### EXERCISE
Do any lines in the data below contain "React"? If so, copy every one of them.

### PROVIDED DATA
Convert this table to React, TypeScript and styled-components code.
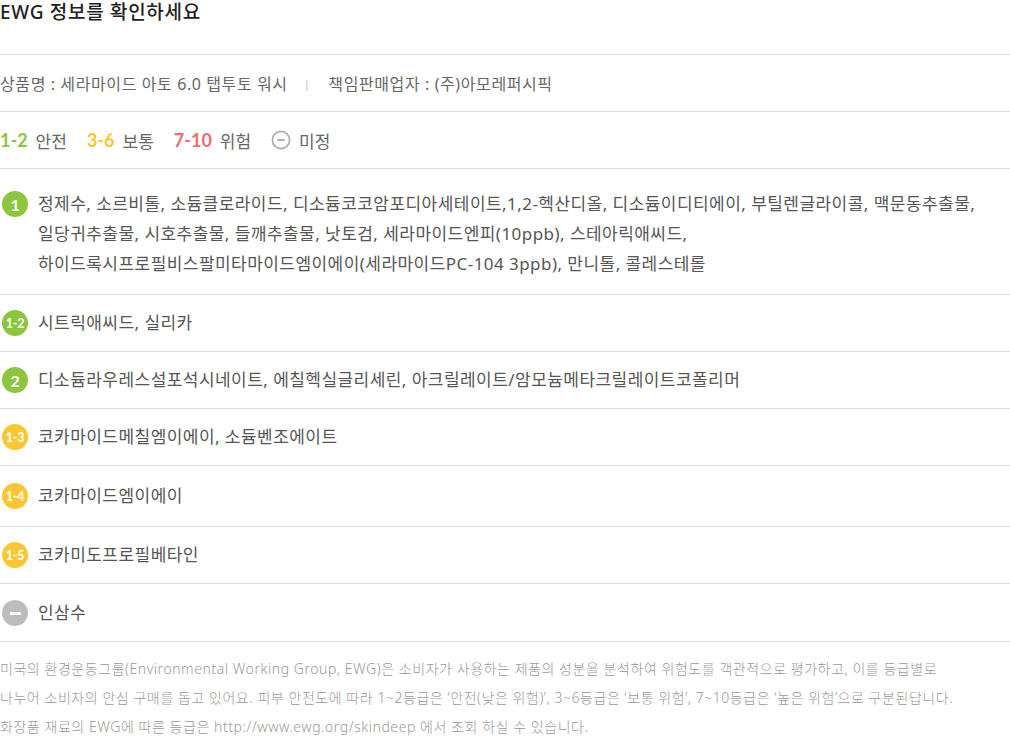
import React from 'react';
import styled, { createGlobalStyle } from 'styled-components';

const GlobalStyle = createGlobalStyle`
    body {
        margin: 0;
        background: #fff;
        font-family: 'Noto Sans', 'Noto Sans CJK KR', sans-serif;
    }
`;

const colors = {
    safe: '#8cc63f',
    normal: '#fbc631',
    danger: '#ef6b6b',
    unknown: '#bdbdbd',
    line: '#dddddd',
    text: '#555555',
};

type Grade = 'safe' | 'normal' | 'danger' | 'unknown';

const Page = styled.div`
    width: 1010px;
    color: ${colors.text};
`;

const Title = styled.h2`
    margin: 0;
    padding: 0 0 30px;
    font-size: 19px;
    line-height: 24px;
    font-weight: 500;
    letter-spacing: 0.7px;
    color: #222;
    border-bottom: 1px solid ${colors.line};
`;

const InfoRow = styled.div`
    display: flex;
    align-items: center;
    height: 56px;
    font-size: 16px;
    letter-spacing: 0.6px;
    color: #666;
    border-bottom: 1px solid ${colors.line};
`;

const Divider = styled.span`
    margin: 0 18px 0 16px;
    font-size: 11px;
    color: #bbb;
`;

const Legend = styled.div`
    display: flex;
    align-items: center;
    gap: 20px;
    height: 56px;
    font-size: 17px;
    color: #666;
    border-bottom: 1px solid ${colors.line};
`;

const LegendItem = styled.span`
    display: inline-flex;
    align-items: center;
    gap: 8px;
`;

const LegendNum = styled.span<{ $grade: Grade }>`
    font-family: 'Lato', 'Open Sans', sans-serif;
    font-weight: 700;
    font-size: 18px;
    color: ${(p) => colors[p.$grade]};
`;

const List = styled.ul`
    margin: 0;
    padding: 0;
    list-style: none;
`;

const Row = styled.li<{ $pad: string }>`
    display: flex;
    align-items: flex-start;
    gap: 10px;
    padding: ${(p) => p.$pad};
    border-bottom: 1px solid ${colors.line};
`;

const Badge = styled.span<{ $grade: Grade; $small?: boolean }>`
    flex: none;
    display: flex;
    align-items: center;
    justify-content: center;
    width: 26px;
    height: 26px;
    margin: 2px 0 0 2px;
    border-radius: 50%;
    background: ${(p) => colors[p.$grade]};
    color: #fff;
    font-family: 'Lato', 'Open Sans', sans-serif;
    font-weight: 700;
    font-size: ${(p) => (p.$small ? '12.5px' : '16px')};
    letter-spacing: -0.3px;
`;

const MinusBar = styled.span`
    width: 11px;
    height: 3px;
    border-radius: 1px;
    background: #fff;
`;

const Names = styled.p`
    margin: 0;
    font-size: 17px;
    line-height: 30px;
    letter-spacing: 0.45px;
    word-break: keep-all;
    color: #555;
`;

const Footer = styled.p`
    margin: 0;
    padding: 12px 0 0;
    font-size: 14px;
    line-height: 29px;
    font-weight: 300;
    letter-spacing: 0.55px;
    color: #999;
    white-space: nowrap;
`;

const UnknownIcon = () => (
    <svg width="20" height="20" viewBox="0 0 20 20">
        <circle cx="10" cy="10" r="8.6" fill="none" stroke="#aaa" strokeWidth="1.6" />
        <line x1="6.3" y1="10" x2="13.7" y2="10" stroke="#aaa" strokeWidth="1.8" />
    </svg>
);

const ingredients: { label: string; grade: Grade; names: string; pad?: string }[] = [
    {
        label: '1',
        grade: 'safe',
        pad: '20px 0 15px',
        names:
            '정제수, 소르비톨, 소듐클로라이드, 디소듐코코암포디아세테이트,1,2-헥산디올, 디소듐이디티에이, 부틸렌글라이콜, 맥문동추출물, 일당귀추출물, 시호추출물, 들깨추출물, 낫토검, 세라마이드엔피(10ppb), 스테아릭애씨드, 하이드록시프로필비스팔미타마이드엠이에이(세라마이드PC-104 3ppb), 만니톨, 콜레스테롤',
    },
    { label: '1-2', grade: 'safe', names: '시트릭애씨드, 실리카' },
    { label: '2', grade: 'safe', names: '디소듐라우레스설포석시네이트, 에칠헥실글리세린, 아크릴레이트/암모늄메타크릴레이트코폴리머' },
    { label: '1-3', grade: 'normal', names: '코카마이드메칠엠이에이, 소듐벤조에이트' },
    { label: '1-4', grade: 'normal', pad: '15px 0 15px', names: '코카마이드엠이에이' },
    { label: '1-5', grade: 'normal', names: '코카미도프로필베타인' },
    { label: '-', grade: 'unknown', pad: '14px 0 13px', names: '인삼수' },
];

export default function App() {
    return (
        <Page>
            <GlobalStyle />
            <Title>EWG 정보를 확인하세요</Title>
            <InfoRow>
                상품명 : 세라마이드 아토 6.0 탭투토 워시
                <Divider>|</Divider>
                책임판매업자 : (주)아모레퍼시픽
            </InfoRow>
            <Legend>
                <LegendItem>
                    <LegendNum $grade="safe">1-2</LegendNum>안전
                </LegendItem>
                <LegendItem>
                    <LegendNum $grade="normal">3-6</LegendNum>보통
                </LegendItem>
                <LegendItem>
                    <LegendNum $grade="danger">7-10</LegendNum>위험
                </LegendItem>
                <LegendItem>
                    <UnknownIcon />
                    미정
                </LegendItem>
            </Legend>
            <List>
                {ingredients.map((item) => (
                    <Row key={item.label} $pad={item.pad ?? '13px 0'}>
                        <Badge $grade={item.grade} $small={item.label.length > 1}>
                            {item.grade === 'unknown' ? <MinusBar /> : item.label}
                        </Badge>
                        <Names>{item.names}</Names>
                    </Row>
                ))}
            </List>
            <Footer>
                미국의 환경운동그룹(Environmental Working Group, EWG)은 소비자가 사용하는 제품의 성분을 분석하여 위험도를 객관적으로 평가하고, 이를 등급별로
                <br />
                나누어 소비자의 안심 구매를 돕고 있어요. 피부 안전도에 따라 1~2등급은 ‘안전(낮은 위험)’, 3~6등급은 ‘보통 위험’, 7~10등급은 ‘높은 위험’으로 구분된답니다.
                <br />
                화장품 재료의 EWG에 따른 등급은 http://www.ewg.org/skindeep 에서 조회 하실 수 있습니다.
            </Footer>
        </Page>
    );
}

### RESPONSE TO THE TASK
Convert this table to React, TypeScript and styled-components code.
import React from 'react';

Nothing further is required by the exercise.